Data block:
◇ ◇ ◇ ◇ ◇ ◇ ◇
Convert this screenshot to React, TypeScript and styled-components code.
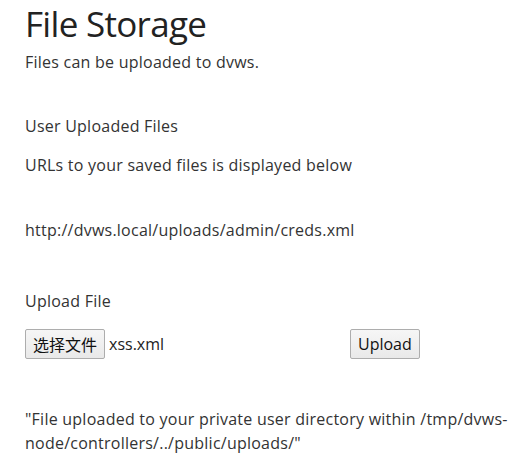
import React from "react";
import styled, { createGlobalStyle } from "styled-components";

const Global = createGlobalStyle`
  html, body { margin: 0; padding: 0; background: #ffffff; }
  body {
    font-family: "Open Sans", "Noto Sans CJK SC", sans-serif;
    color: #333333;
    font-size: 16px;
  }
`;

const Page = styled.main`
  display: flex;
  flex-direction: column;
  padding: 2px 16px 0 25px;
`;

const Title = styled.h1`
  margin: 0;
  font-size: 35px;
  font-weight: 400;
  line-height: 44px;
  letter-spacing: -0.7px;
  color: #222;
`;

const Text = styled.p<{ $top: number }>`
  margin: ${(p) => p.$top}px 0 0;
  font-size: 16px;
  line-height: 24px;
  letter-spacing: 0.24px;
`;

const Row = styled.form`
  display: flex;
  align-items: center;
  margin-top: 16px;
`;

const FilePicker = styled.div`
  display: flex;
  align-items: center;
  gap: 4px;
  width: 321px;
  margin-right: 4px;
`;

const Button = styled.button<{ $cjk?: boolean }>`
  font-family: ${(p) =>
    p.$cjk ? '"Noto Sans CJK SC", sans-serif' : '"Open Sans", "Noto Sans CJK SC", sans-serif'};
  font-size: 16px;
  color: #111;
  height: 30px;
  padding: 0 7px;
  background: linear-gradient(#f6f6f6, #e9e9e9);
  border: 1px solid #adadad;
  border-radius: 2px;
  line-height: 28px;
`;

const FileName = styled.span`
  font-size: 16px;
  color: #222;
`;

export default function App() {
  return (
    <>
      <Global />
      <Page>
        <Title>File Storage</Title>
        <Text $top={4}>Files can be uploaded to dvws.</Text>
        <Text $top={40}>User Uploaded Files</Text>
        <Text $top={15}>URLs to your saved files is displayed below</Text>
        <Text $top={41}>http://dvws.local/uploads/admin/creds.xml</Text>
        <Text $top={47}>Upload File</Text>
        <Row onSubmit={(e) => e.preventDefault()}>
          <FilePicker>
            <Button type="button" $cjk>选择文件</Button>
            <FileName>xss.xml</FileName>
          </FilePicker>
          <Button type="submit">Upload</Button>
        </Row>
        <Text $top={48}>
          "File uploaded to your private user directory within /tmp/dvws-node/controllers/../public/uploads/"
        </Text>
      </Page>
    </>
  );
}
◇ ◇ ◇ ◇ ◇ ◇ ◇
Set task: Look through the data above. Find each line with the string "components" and copy it.

Finished task:
Convert this screenshot to React, TypeScript and styled-components code.
import styled, { createGlobalStyle } from "styled-components";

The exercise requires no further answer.